British investment trust

Witan Investment Trust plc was a multi-managed, global equity investment trust. It was listed on the London Stock Exchange until it merged with Alliance Trust in October 2024.

==History==
Witan Investment Trust plc (Witan) was established in 1909 to manage the estate of Alexander Henderson, 1st Baron Faringdon. First listed on the London Stock Exchange in 1924, it established Henderson Administration (became Henderson Global Investors, now Janus Henderson) to manage its funds in 1932 and then sold its remaining stake in Henderson in 1997. In 2004, Witan became self-managed, appointed its first CEO and adopted a multi-manager approach. Andrew Bell was appointed CEO in 2010. In 2020, Witan became a signatory to the UN-supported Principles for Responsible Investment.

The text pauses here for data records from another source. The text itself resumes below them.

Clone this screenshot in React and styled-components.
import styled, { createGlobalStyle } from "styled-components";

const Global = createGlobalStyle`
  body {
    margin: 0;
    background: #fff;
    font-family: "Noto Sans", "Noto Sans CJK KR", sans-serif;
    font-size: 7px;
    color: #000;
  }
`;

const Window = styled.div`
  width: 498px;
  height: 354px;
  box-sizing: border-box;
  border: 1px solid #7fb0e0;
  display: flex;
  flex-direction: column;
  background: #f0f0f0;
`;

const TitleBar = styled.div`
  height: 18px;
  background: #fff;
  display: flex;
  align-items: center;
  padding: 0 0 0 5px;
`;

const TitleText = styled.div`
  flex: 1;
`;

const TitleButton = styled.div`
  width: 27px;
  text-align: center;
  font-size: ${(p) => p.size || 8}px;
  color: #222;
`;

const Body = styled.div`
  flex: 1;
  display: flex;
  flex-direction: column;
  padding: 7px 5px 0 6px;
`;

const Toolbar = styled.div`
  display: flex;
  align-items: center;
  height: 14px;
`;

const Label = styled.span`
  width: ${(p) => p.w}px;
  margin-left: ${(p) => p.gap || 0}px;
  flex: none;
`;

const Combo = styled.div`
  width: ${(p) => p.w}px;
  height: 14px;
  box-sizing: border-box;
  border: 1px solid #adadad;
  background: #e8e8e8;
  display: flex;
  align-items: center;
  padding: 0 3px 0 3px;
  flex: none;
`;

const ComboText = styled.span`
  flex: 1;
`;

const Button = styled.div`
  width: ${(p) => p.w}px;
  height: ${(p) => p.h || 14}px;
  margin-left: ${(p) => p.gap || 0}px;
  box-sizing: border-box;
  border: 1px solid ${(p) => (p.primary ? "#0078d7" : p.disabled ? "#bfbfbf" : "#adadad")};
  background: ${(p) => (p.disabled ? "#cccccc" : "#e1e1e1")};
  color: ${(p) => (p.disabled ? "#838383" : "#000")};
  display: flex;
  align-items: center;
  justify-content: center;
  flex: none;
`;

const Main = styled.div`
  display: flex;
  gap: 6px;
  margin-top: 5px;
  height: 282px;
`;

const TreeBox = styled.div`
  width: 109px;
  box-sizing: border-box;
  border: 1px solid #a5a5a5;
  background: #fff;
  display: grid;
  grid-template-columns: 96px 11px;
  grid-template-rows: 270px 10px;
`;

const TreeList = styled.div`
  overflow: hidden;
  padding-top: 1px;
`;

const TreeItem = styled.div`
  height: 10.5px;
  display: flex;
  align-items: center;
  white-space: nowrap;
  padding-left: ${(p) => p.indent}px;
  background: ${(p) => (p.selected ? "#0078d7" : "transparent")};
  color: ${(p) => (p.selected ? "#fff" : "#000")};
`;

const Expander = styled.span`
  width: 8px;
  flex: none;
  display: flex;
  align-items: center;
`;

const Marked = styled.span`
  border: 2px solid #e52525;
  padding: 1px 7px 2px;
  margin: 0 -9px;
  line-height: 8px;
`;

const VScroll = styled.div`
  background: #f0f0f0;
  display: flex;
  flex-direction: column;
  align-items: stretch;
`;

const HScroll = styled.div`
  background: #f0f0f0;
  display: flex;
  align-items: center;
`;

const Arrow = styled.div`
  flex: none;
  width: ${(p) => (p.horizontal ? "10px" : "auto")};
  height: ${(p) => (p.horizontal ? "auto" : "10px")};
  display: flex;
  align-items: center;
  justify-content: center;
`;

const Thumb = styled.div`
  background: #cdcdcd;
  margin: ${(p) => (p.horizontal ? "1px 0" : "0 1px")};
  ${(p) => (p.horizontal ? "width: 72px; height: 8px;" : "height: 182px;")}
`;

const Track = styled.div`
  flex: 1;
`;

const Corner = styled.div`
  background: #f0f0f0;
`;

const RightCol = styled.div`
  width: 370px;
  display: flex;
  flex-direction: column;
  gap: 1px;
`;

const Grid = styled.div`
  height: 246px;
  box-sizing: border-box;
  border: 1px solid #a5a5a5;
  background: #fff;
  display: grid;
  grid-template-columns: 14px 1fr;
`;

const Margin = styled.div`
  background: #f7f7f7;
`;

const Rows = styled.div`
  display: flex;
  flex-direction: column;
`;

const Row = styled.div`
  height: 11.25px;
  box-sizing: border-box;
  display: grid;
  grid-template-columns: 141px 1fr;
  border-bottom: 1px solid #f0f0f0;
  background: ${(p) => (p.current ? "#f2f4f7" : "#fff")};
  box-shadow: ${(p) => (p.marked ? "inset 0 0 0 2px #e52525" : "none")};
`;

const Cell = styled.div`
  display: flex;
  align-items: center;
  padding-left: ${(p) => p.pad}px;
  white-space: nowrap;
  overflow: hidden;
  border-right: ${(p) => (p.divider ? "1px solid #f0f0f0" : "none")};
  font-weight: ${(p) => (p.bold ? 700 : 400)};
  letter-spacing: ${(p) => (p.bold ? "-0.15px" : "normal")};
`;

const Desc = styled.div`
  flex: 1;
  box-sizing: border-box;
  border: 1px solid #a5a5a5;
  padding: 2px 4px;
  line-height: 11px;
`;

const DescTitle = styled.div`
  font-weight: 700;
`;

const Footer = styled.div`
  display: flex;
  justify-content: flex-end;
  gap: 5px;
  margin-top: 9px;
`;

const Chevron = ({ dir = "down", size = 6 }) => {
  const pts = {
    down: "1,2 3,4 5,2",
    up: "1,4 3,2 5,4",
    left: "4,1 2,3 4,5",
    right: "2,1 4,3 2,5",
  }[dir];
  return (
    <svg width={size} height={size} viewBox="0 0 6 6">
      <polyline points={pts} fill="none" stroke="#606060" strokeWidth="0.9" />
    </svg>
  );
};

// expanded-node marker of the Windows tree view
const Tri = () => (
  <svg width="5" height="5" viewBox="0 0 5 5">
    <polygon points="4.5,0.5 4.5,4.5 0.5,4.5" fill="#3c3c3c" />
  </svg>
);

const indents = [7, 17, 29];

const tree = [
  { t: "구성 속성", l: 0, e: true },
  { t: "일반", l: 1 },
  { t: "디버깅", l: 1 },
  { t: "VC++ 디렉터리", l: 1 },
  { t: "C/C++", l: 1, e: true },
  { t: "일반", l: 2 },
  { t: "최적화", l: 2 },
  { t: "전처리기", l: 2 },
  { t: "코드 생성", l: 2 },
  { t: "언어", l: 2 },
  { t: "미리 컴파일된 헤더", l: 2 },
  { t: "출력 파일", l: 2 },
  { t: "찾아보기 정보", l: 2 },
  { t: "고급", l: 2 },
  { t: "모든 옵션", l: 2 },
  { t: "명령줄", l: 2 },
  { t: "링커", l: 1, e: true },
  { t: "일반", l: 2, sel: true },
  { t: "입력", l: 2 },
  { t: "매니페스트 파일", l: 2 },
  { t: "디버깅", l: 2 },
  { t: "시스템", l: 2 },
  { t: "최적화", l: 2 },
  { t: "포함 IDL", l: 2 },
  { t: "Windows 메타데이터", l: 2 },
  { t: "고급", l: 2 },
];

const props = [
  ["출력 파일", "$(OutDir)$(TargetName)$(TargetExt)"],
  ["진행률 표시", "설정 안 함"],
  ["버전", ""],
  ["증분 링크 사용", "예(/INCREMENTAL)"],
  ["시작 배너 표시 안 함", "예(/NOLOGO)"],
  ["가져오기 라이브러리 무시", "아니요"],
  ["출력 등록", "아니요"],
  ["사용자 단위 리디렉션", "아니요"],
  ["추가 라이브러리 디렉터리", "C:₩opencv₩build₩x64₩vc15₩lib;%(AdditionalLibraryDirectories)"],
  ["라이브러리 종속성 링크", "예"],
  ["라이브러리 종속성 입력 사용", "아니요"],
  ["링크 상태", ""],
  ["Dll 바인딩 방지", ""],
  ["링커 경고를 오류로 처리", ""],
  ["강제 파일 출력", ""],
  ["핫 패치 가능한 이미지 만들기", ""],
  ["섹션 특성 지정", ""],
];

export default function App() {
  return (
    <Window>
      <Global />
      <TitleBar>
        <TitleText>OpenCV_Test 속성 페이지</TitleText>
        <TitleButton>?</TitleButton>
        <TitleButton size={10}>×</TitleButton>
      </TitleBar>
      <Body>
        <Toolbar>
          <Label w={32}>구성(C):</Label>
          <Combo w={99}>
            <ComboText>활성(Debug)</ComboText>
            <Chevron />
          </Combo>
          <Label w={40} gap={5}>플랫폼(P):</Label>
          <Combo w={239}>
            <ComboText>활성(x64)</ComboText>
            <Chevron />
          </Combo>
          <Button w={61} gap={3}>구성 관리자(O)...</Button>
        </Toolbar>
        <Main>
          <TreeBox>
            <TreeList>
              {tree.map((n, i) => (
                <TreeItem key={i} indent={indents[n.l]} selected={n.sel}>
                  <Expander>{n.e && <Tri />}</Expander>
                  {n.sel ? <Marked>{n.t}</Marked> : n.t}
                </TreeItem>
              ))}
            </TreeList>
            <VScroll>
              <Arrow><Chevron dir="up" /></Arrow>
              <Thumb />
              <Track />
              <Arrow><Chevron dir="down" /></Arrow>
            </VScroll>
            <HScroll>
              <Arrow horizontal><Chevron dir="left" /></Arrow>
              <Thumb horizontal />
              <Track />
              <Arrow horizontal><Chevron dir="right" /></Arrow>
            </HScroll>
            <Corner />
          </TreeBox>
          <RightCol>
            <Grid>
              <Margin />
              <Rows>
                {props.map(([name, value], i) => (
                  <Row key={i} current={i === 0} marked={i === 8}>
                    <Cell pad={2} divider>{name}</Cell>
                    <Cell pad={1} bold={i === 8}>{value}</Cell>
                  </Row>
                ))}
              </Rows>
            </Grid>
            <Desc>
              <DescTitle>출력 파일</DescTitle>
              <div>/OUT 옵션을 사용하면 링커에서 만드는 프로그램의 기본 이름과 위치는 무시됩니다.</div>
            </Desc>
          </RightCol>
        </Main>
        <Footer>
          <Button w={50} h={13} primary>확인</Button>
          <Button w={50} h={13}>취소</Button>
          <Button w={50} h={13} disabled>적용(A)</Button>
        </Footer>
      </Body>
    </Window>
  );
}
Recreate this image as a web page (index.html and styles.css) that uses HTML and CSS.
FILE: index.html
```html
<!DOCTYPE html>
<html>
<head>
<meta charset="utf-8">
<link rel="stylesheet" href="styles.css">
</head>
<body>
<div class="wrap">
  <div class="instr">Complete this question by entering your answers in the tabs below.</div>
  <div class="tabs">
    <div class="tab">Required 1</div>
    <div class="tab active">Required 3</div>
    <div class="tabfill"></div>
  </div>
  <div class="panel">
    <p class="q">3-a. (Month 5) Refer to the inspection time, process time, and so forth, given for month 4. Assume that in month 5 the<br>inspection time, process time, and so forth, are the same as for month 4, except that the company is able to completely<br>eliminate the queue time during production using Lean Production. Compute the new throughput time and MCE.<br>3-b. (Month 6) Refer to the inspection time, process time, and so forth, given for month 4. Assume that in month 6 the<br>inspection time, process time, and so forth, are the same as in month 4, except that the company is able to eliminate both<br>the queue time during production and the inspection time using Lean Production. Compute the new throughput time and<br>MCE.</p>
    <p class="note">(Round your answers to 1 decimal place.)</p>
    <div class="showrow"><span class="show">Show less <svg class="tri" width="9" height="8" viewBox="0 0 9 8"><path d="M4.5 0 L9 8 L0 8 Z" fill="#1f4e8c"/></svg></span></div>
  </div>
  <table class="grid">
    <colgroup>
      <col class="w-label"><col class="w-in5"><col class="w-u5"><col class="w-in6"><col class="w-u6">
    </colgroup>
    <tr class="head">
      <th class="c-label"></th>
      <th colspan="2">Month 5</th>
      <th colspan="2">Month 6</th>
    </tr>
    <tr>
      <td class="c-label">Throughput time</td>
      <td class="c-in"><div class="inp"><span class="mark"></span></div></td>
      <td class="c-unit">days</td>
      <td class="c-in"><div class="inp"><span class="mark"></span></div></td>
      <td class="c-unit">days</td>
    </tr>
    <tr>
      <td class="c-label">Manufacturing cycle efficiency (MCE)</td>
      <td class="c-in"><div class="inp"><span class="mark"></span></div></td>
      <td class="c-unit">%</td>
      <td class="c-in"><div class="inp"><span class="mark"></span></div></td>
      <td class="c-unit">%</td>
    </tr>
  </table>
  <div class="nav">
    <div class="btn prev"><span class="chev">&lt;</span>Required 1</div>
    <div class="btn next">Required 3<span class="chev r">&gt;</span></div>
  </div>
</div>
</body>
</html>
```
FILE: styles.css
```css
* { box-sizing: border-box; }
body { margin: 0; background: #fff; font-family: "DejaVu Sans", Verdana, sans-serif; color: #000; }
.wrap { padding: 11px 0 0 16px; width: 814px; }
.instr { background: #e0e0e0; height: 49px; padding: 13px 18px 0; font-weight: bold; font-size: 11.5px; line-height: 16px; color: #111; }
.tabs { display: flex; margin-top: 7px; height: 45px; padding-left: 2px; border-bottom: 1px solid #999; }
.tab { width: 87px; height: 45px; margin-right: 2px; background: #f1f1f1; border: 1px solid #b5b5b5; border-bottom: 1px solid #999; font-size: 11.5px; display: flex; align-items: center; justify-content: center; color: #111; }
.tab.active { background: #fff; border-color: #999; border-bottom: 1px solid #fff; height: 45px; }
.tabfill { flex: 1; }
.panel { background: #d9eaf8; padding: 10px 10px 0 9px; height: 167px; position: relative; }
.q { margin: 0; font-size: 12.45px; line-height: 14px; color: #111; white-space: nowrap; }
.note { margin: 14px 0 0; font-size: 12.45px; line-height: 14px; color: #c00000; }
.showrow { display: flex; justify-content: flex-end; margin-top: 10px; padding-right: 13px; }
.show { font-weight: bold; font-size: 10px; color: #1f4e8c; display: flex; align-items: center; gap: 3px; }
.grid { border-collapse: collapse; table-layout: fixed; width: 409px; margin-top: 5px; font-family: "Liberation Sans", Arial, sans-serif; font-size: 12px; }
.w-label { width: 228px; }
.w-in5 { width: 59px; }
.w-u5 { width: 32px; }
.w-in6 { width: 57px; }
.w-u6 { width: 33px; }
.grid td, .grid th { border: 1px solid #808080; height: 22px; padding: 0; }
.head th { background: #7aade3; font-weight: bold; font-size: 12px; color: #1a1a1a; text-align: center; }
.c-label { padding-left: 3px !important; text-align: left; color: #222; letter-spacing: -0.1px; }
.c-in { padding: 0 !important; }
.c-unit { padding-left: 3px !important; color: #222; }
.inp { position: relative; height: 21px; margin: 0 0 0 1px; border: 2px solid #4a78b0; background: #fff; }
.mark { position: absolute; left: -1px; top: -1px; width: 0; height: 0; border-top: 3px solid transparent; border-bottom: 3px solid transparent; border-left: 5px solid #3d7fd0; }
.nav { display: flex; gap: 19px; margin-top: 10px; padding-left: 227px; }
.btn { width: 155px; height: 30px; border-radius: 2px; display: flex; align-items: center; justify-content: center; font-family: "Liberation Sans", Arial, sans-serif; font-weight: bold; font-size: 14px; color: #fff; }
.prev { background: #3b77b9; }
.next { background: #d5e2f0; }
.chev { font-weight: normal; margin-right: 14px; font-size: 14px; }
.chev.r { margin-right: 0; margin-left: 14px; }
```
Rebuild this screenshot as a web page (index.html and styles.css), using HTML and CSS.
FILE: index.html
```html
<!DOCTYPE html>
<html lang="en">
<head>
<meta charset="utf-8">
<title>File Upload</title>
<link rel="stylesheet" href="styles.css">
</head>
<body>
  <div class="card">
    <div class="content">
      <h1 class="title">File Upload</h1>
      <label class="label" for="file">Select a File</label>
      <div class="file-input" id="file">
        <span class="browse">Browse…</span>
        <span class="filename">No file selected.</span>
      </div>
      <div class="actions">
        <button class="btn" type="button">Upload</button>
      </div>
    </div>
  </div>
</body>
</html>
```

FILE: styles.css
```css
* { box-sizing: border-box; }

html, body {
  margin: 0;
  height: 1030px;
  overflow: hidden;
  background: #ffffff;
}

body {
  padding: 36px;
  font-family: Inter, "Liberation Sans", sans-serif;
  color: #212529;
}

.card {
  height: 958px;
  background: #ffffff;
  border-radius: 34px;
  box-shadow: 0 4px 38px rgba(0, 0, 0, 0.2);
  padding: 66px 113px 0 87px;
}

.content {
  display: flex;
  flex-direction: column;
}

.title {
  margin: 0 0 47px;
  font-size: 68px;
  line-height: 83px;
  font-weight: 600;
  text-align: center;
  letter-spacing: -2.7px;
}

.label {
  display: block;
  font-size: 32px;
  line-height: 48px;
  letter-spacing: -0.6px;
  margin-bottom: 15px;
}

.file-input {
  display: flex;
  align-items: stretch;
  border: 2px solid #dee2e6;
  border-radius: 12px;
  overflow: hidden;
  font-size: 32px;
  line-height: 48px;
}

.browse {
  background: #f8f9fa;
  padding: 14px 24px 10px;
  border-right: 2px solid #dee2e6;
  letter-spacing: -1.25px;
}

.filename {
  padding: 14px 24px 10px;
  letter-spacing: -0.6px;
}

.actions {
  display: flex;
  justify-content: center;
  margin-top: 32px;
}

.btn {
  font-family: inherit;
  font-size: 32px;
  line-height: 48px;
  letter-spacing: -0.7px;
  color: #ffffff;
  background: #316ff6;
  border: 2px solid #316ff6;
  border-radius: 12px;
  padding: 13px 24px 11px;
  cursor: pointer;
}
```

In June 2024, it was announced that Witan Investment Trust would merge with Alliance Trust to create Alliance Witan. This would be achieved through the voluntary winding up of Witan Investment Trust. Following completion of the transaction, Alliance Trust formally rebranded itself Alliance Witan on 11 October 2024.

==Operations==
The company's portfolio is actively managed between a selection of 8 to 12 third-party delegated investment managers. They manage approximately 90% of Witan’s assets. The remaining assets are invested directly by Witan’s Executive team, which is also responsible for the selection and monitoring of the managers and for the management of the Company’s gearing, under delegated guidelines from the Board.

The CEO of Witan Investment Trust plc is Andrew Bell. The chairman of Witan Investment Trust plc is Andrew Ross.